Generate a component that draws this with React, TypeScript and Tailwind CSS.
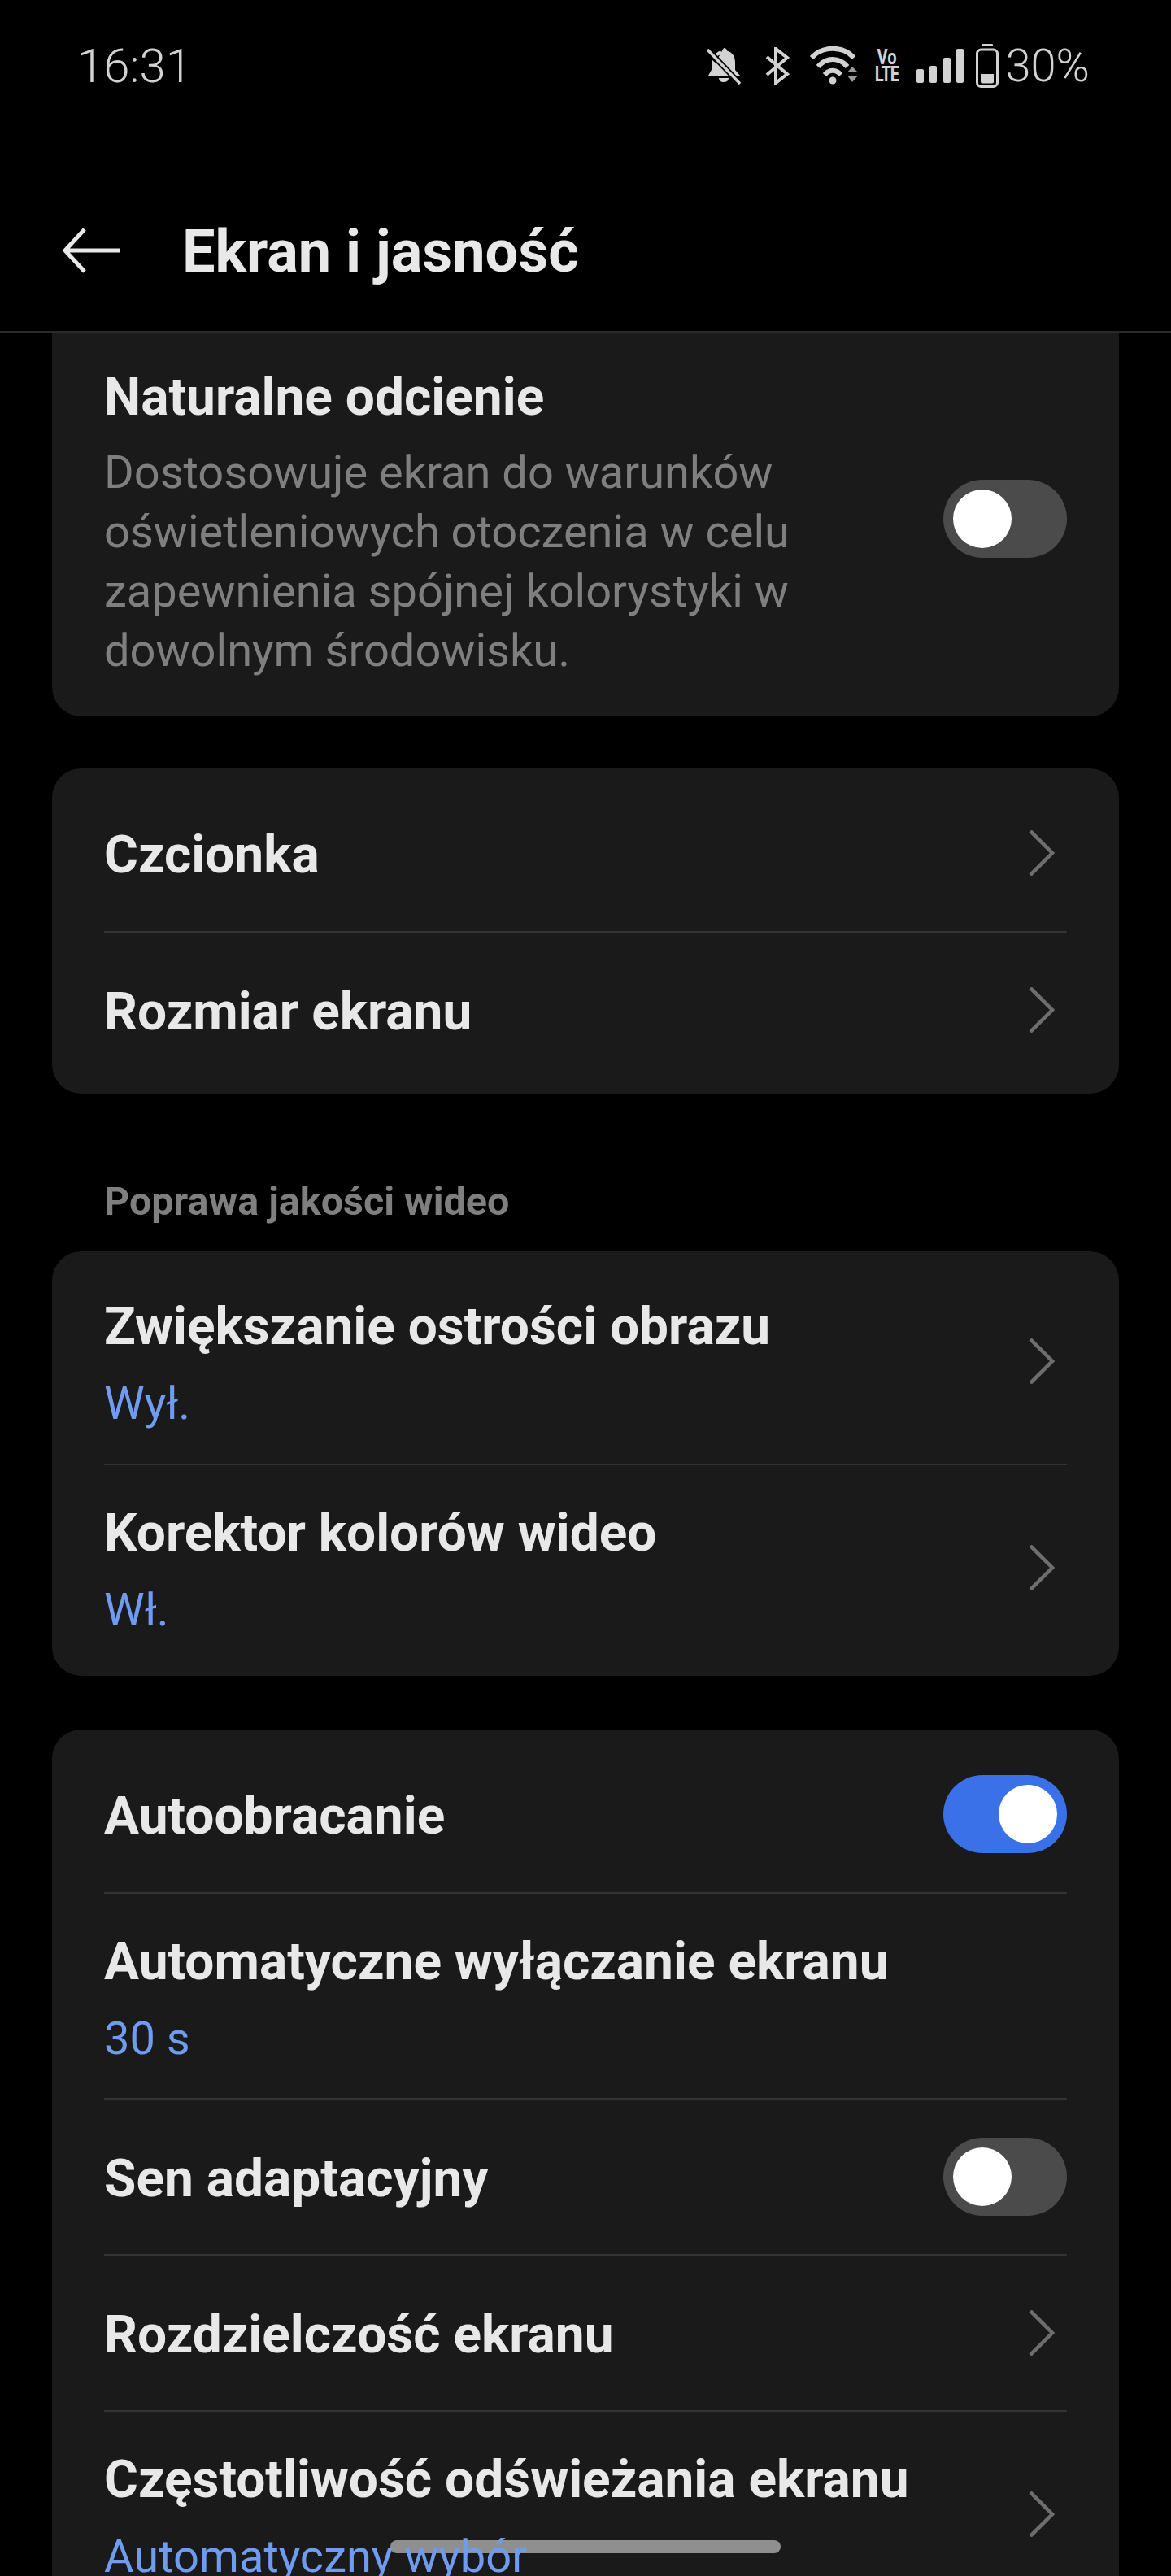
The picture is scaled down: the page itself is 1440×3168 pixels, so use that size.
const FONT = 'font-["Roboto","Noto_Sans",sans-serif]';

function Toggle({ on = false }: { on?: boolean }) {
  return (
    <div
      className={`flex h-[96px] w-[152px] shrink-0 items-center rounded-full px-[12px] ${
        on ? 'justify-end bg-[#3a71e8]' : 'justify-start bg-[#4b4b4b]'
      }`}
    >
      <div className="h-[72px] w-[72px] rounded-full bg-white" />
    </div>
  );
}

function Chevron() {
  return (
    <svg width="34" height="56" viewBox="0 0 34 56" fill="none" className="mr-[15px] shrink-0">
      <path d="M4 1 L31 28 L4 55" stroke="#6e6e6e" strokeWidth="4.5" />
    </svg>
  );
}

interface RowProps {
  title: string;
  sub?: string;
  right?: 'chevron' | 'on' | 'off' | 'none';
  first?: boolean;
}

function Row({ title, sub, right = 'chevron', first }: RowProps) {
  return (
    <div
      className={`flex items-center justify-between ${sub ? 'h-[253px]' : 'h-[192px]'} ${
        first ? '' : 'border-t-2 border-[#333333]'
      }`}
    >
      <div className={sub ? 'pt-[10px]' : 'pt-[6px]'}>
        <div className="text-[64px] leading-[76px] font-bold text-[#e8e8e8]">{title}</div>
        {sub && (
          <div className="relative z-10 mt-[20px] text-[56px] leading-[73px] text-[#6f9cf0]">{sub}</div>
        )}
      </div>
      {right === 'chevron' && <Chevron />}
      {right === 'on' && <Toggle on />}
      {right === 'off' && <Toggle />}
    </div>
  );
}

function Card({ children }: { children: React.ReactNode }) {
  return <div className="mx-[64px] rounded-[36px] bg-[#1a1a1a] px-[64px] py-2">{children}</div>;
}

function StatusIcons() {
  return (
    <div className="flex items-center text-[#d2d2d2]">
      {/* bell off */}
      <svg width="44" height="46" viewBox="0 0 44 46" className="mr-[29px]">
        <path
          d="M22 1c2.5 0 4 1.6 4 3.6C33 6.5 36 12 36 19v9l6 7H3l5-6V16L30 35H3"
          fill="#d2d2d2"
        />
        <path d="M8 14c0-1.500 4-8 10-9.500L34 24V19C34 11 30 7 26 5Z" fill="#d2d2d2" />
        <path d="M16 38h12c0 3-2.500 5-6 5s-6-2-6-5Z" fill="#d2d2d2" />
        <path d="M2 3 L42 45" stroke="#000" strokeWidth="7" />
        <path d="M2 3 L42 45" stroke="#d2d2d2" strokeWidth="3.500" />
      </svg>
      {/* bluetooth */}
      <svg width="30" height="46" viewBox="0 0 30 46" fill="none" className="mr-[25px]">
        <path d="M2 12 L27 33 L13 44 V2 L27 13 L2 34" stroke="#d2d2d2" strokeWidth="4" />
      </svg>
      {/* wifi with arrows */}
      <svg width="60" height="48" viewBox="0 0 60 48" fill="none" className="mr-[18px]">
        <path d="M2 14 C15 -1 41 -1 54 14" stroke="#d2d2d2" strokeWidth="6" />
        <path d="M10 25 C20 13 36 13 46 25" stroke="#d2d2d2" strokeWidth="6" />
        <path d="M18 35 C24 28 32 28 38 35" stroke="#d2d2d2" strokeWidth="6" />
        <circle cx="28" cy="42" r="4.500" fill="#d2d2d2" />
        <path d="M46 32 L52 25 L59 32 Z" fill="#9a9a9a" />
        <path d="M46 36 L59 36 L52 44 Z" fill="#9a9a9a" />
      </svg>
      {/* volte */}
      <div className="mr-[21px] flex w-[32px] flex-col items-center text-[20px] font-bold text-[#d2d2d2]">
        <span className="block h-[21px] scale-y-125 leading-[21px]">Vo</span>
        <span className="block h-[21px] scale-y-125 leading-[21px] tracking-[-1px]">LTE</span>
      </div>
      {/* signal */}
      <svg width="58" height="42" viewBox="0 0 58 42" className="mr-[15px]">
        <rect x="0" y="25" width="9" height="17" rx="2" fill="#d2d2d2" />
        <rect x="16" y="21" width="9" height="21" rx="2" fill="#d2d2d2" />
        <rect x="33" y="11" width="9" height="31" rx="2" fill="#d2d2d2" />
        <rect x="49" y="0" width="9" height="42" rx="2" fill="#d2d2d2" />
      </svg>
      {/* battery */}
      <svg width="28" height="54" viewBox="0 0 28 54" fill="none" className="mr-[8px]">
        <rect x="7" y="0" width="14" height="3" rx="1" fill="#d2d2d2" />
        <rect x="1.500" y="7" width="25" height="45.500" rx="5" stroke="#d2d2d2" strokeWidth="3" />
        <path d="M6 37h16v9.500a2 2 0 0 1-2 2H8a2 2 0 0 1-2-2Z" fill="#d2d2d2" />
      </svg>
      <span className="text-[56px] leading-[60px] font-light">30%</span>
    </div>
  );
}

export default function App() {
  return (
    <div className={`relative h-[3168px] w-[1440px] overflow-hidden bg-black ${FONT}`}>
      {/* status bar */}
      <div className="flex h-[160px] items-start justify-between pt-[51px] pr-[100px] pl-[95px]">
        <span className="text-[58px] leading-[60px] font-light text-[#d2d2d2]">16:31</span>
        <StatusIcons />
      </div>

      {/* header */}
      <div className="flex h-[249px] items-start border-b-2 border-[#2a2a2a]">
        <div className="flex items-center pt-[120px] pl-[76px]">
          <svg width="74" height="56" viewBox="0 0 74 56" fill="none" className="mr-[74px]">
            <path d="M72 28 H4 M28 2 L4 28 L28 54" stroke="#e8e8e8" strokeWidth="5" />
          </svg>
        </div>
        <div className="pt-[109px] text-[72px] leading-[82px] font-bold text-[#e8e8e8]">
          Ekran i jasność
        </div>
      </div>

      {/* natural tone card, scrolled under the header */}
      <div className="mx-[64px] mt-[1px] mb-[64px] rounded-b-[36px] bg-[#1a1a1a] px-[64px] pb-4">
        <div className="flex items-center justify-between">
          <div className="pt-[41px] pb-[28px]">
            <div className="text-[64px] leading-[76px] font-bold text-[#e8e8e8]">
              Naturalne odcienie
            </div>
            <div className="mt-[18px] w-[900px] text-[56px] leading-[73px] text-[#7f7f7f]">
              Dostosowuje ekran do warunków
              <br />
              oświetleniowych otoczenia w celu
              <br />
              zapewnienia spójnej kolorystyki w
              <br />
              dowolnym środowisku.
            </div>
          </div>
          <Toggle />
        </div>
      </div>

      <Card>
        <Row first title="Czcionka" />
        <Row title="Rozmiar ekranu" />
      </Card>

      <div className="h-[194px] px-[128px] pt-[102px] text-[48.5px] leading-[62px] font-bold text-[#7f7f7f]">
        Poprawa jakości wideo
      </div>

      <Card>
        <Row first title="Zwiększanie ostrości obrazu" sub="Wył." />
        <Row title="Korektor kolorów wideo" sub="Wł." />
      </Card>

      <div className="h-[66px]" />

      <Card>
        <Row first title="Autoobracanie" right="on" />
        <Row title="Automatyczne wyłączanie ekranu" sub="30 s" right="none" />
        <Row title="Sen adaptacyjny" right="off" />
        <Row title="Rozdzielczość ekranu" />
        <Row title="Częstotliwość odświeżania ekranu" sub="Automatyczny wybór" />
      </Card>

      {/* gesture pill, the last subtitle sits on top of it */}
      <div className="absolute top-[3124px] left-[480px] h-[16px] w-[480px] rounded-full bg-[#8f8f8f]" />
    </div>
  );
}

--

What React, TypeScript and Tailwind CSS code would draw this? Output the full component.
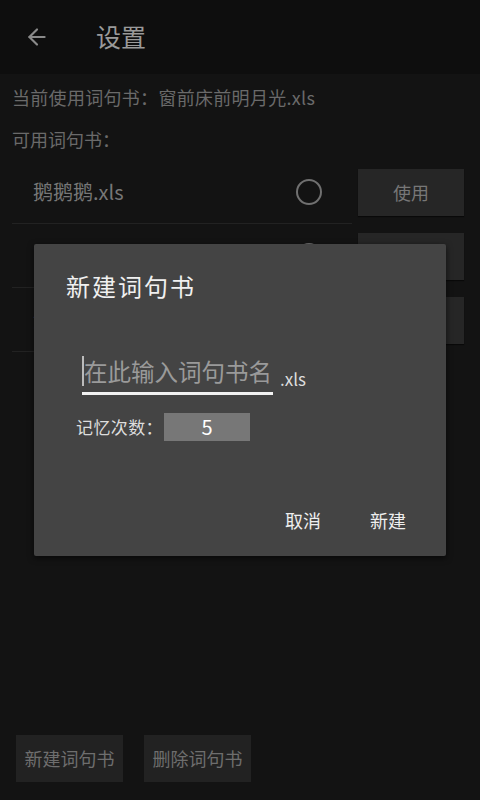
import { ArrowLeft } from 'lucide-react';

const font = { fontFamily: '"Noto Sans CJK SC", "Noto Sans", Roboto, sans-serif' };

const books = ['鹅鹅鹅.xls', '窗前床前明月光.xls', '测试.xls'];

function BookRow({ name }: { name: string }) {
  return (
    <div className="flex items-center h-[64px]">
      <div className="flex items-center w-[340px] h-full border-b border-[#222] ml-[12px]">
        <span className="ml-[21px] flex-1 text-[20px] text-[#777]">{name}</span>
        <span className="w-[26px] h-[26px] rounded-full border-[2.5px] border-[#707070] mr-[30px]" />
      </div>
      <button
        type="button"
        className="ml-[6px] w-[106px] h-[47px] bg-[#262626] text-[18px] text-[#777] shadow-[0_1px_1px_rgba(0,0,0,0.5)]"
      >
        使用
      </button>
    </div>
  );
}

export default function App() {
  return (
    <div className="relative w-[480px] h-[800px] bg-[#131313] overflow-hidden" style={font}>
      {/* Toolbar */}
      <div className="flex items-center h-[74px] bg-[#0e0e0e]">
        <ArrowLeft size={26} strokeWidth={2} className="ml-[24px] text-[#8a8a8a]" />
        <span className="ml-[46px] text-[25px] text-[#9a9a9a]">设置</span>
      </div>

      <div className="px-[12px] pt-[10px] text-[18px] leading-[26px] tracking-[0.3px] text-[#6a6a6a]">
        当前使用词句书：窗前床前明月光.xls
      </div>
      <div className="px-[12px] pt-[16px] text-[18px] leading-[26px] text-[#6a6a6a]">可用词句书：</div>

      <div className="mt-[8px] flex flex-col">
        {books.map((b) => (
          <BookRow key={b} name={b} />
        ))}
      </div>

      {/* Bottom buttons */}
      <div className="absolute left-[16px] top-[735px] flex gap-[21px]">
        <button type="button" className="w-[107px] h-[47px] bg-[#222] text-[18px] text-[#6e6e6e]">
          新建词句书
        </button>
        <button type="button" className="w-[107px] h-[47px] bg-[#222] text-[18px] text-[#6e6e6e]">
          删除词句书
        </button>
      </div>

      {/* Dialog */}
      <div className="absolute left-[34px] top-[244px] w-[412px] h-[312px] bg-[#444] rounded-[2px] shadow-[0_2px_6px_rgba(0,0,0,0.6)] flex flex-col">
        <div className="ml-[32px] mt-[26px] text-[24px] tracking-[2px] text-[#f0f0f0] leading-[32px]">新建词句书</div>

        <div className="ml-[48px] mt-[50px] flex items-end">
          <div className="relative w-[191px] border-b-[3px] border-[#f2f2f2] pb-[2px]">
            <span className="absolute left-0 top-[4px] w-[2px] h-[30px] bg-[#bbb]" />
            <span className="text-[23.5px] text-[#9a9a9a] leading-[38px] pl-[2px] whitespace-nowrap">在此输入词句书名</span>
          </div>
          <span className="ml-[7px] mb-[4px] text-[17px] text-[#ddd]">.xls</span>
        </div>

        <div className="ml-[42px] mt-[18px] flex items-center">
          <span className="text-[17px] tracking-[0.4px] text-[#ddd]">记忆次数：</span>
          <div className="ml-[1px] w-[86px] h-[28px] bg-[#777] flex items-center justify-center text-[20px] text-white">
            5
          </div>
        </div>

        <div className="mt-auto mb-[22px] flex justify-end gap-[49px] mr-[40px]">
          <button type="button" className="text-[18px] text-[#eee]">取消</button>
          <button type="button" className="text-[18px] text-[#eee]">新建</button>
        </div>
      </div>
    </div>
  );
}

...

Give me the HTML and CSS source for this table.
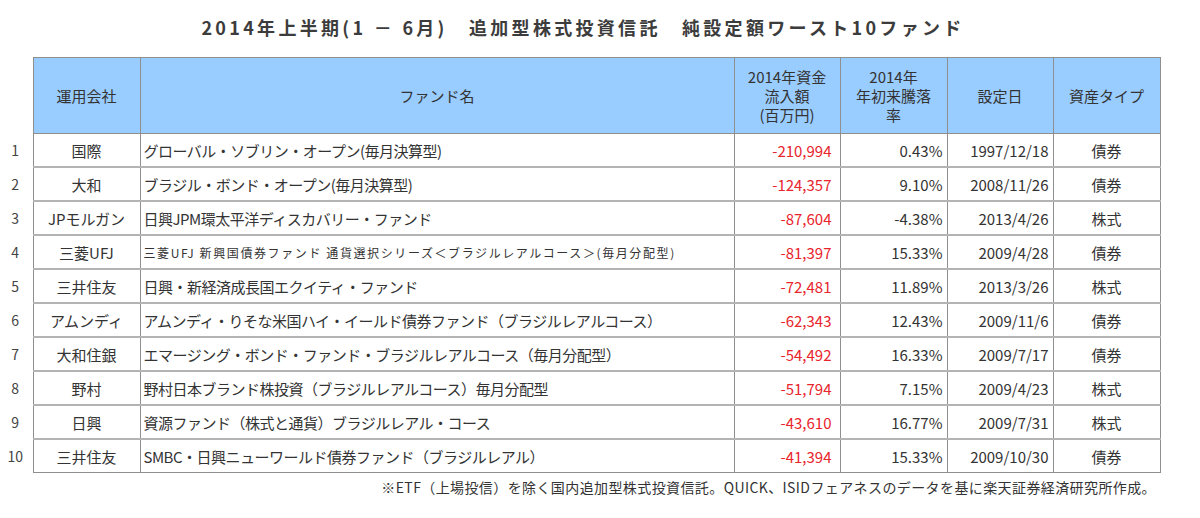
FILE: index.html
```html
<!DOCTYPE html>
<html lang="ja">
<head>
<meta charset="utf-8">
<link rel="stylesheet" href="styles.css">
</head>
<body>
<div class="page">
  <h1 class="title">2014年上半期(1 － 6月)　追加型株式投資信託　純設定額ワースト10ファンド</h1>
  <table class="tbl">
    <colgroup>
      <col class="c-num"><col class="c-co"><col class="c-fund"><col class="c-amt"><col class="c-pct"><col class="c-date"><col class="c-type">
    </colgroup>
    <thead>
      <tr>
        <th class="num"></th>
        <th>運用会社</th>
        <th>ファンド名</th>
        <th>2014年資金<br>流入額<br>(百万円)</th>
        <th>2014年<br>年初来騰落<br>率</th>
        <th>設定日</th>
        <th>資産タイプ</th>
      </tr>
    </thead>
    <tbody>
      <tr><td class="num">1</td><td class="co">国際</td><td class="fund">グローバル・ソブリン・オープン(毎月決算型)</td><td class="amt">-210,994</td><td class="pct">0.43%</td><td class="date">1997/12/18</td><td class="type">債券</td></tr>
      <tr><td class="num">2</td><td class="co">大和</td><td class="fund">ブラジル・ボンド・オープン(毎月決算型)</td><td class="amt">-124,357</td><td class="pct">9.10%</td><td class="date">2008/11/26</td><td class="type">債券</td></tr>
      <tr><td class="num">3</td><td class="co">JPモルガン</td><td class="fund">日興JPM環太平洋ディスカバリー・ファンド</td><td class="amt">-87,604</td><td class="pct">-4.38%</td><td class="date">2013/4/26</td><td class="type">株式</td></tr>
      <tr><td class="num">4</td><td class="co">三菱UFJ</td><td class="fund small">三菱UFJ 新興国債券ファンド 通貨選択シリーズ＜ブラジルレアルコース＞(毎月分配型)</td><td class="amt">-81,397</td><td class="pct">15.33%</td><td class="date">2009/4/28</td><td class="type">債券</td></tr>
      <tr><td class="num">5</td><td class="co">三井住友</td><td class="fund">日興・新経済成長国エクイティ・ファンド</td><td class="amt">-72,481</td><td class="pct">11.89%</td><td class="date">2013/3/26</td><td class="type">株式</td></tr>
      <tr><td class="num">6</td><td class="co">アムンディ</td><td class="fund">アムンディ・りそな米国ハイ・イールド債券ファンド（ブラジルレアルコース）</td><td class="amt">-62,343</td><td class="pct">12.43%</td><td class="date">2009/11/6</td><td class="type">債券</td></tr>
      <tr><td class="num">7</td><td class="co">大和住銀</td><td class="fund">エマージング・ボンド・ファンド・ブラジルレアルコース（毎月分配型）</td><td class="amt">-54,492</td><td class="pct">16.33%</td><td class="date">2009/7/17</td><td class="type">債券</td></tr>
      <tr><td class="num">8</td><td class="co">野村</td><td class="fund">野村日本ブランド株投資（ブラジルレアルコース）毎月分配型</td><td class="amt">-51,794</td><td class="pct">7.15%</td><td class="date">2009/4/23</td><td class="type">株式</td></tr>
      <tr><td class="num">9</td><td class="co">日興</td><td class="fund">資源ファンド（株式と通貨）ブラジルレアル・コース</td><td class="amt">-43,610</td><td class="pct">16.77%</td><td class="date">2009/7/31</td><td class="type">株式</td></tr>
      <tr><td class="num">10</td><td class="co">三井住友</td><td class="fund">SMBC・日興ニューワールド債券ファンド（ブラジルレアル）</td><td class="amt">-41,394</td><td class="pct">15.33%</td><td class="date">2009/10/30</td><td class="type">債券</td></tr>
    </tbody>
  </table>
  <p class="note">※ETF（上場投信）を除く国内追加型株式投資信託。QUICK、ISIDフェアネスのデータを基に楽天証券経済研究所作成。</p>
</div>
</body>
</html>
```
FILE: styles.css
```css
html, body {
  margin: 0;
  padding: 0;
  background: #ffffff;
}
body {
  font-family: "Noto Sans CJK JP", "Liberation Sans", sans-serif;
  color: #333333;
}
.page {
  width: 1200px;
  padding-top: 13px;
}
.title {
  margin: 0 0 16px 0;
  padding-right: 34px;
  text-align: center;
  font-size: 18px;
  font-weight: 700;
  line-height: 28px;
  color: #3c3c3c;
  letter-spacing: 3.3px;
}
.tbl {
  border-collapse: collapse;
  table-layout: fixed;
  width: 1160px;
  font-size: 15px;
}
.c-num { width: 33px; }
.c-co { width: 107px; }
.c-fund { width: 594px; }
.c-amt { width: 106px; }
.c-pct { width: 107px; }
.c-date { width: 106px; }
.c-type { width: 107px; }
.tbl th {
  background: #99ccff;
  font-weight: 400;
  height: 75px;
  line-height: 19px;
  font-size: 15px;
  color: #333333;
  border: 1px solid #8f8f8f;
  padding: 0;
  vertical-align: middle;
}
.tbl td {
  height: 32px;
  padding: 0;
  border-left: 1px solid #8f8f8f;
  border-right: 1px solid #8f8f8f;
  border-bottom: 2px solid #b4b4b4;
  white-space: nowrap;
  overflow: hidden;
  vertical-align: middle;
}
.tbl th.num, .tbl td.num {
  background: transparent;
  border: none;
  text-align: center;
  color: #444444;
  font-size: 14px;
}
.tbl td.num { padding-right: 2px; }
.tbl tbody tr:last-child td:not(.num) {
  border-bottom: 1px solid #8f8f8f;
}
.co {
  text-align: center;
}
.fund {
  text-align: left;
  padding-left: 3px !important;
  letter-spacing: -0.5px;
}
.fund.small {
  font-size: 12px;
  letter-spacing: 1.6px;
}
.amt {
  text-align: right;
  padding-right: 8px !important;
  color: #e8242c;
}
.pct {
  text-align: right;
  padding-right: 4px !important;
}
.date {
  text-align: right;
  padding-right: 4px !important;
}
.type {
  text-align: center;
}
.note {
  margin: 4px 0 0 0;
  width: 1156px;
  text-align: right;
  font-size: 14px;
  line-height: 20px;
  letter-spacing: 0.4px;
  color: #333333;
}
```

**Task requirements**
Extract from the data every line where "with" shows up.

**Expected output**
Generate a component that draws this with React, TypeScript and Tailwind CSS.
      {/* wifi with arrows */}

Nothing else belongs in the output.